▸ **JOB**: Reproduce the lines exactly, beginning with the line that has "What React, TypeScript" and ending with the line that has "import React from". Images are left out.

— Begin STORED ROWS —

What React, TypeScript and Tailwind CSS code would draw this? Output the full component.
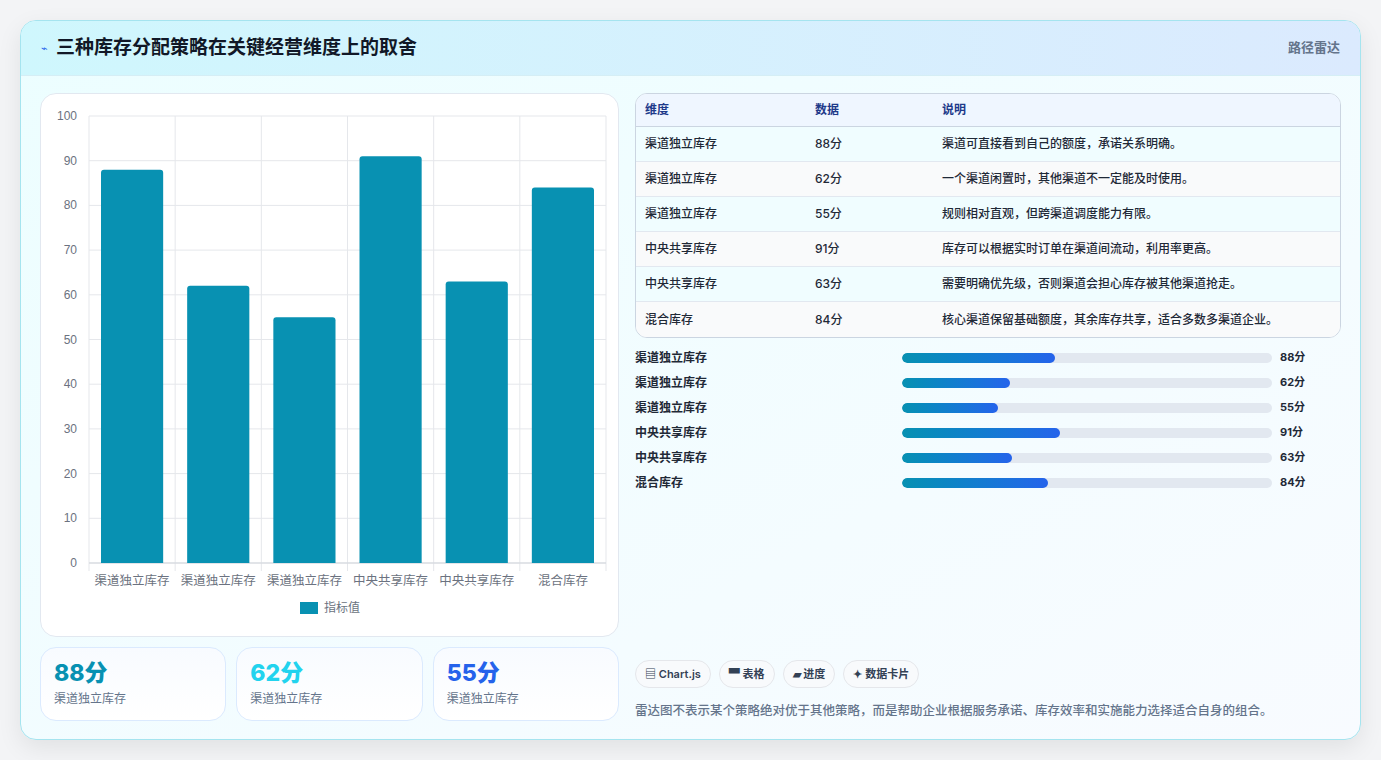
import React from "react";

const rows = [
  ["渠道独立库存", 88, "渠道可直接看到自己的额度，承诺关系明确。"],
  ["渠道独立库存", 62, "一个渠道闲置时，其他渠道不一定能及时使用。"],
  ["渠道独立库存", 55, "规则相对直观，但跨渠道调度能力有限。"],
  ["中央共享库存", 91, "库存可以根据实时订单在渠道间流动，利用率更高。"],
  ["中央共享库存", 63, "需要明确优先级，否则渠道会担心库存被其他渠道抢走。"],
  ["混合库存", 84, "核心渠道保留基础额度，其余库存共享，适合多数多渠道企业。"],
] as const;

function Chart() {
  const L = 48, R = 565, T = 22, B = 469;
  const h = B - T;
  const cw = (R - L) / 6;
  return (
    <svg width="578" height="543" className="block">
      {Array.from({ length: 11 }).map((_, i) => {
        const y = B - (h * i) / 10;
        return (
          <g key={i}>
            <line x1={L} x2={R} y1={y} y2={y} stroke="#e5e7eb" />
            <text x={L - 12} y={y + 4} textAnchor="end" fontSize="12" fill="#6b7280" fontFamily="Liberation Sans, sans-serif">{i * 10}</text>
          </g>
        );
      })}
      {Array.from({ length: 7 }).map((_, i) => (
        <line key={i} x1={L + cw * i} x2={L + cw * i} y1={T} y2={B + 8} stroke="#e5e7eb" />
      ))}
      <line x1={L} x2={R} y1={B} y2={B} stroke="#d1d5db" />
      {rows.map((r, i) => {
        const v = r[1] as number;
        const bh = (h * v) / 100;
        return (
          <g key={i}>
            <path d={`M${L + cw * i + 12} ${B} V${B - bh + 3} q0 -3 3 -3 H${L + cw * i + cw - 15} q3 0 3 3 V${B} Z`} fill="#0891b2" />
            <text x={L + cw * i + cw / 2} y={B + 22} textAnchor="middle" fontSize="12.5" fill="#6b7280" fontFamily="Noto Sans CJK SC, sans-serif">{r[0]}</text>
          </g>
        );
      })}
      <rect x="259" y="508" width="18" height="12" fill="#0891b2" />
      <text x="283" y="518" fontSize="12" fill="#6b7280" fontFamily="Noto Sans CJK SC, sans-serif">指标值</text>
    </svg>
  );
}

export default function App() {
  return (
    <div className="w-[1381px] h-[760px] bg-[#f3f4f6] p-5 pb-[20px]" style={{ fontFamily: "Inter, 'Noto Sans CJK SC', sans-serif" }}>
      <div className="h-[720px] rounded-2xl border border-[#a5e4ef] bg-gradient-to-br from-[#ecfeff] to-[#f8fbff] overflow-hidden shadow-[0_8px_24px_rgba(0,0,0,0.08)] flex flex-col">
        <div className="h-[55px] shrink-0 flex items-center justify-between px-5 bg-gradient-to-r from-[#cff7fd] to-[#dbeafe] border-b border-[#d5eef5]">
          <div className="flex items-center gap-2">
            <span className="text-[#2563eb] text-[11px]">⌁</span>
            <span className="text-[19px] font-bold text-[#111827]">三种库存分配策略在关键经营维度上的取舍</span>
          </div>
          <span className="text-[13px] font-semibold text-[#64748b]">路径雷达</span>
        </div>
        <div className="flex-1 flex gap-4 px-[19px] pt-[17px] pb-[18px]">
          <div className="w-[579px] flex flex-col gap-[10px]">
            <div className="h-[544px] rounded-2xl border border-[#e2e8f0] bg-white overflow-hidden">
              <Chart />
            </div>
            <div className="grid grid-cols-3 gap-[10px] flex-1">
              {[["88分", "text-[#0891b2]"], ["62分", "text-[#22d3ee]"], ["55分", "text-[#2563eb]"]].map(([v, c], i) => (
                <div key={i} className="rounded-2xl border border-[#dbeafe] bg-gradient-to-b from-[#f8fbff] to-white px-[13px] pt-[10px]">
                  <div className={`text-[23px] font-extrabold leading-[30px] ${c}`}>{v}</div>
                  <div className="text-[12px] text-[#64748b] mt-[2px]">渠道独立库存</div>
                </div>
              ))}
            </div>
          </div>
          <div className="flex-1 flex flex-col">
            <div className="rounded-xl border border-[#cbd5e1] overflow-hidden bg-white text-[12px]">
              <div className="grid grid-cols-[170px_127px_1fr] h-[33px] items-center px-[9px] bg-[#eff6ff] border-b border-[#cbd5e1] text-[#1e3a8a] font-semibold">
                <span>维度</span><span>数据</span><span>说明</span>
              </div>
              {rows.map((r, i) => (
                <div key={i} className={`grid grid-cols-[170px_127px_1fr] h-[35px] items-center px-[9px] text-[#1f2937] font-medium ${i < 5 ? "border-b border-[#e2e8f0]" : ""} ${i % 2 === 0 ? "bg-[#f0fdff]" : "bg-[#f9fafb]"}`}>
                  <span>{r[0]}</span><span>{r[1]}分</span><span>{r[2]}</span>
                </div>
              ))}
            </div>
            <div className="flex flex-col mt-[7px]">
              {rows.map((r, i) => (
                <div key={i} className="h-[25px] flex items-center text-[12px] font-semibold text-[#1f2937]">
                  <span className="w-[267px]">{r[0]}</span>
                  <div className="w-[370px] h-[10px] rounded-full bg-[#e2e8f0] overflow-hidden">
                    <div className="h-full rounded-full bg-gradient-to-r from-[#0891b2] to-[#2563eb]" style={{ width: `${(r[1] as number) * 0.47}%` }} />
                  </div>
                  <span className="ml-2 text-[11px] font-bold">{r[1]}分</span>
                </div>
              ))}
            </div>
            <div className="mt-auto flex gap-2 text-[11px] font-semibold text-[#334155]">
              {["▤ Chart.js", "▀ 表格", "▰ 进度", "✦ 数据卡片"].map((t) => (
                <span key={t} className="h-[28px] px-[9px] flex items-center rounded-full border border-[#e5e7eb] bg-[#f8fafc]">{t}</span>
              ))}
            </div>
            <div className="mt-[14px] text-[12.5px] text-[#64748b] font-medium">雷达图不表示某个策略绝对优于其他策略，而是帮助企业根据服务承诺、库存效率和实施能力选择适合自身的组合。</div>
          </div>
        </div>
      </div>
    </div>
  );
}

— End STORED ROWS —
— Begin STORED ROWS —

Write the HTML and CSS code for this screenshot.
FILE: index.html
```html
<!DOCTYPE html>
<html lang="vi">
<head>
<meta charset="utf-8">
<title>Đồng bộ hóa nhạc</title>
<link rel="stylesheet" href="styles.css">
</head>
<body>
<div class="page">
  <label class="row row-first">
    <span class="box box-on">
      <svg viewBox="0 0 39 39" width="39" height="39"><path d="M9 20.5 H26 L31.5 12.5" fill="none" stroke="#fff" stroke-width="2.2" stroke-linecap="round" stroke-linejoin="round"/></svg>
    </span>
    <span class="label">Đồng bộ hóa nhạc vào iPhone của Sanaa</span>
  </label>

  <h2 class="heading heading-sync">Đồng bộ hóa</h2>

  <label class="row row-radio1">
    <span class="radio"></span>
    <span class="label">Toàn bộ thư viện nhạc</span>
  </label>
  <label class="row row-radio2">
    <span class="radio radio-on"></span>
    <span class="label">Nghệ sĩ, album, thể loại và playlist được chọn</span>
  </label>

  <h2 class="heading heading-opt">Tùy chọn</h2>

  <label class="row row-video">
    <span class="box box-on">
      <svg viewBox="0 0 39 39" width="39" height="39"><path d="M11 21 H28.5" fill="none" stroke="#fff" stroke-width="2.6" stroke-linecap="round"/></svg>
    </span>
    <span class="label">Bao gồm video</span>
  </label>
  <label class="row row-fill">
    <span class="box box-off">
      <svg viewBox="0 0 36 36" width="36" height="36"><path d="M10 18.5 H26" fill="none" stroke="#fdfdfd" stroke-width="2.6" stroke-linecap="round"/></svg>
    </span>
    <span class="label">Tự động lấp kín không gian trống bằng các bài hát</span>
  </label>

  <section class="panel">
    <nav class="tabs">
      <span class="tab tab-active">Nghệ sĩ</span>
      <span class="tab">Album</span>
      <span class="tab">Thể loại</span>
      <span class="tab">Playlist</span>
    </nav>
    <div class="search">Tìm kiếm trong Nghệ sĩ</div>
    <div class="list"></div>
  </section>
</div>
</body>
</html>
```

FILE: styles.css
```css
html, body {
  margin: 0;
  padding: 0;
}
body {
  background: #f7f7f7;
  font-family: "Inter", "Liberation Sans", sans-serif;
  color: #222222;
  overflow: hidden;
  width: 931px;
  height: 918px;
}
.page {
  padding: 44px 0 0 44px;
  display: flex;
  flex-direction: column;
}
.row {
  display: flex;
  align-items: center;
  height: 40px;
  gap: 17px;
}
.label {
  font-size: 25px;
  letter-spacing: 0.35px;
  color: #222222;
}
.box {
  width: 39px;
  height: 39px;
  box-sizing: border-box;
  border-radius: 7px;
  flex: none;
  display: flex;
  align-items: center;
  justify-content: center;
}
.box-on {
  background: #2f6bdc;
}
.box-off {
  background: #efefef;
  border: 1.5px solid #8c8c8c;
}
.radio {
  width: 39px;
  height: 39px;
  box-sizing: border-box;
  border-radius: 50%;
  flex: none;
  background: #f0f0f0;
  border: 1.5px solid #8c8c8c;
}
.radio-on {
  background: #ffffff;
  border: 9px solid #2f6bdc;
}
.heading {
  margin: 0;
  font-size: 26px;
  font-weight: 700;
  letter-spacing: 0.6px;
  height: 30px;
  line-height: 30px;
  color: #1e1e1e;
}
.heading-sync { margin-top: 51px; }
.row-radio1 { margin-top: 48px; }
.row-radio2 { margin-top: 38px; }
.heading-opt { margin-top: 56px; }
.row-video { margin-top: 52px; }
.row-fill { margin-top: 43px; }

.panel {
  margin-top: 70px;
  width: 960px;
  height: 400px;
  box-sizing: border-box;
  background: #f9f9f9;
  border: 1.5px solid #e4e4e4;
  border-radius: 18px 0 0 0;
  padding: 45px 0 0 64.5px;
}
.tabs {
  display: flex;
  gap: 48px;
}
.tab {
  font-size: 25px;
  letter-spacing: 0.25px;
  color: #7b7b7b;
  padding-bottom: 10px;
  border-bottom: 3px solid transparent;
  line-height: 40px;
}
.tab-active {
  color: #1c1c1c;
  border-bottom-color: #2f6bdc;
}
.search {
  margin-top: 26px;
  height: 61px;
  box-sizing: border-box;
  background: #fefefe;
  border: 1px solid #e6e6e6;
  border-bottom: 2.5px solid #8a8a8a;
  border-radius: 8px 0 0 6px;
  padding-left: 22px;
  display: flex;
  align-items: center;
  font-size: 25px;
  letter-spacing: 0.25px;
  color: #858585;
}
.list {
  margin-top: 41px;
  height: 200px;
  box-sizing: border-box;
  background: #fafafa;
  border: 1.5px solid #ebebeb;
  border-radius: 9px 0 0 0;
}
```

— End STORED ROWS —

▸ **THE REPLY**:
What React, TypeScript and Tailwind CSS code would draw this? Output the full component.
import React from "react";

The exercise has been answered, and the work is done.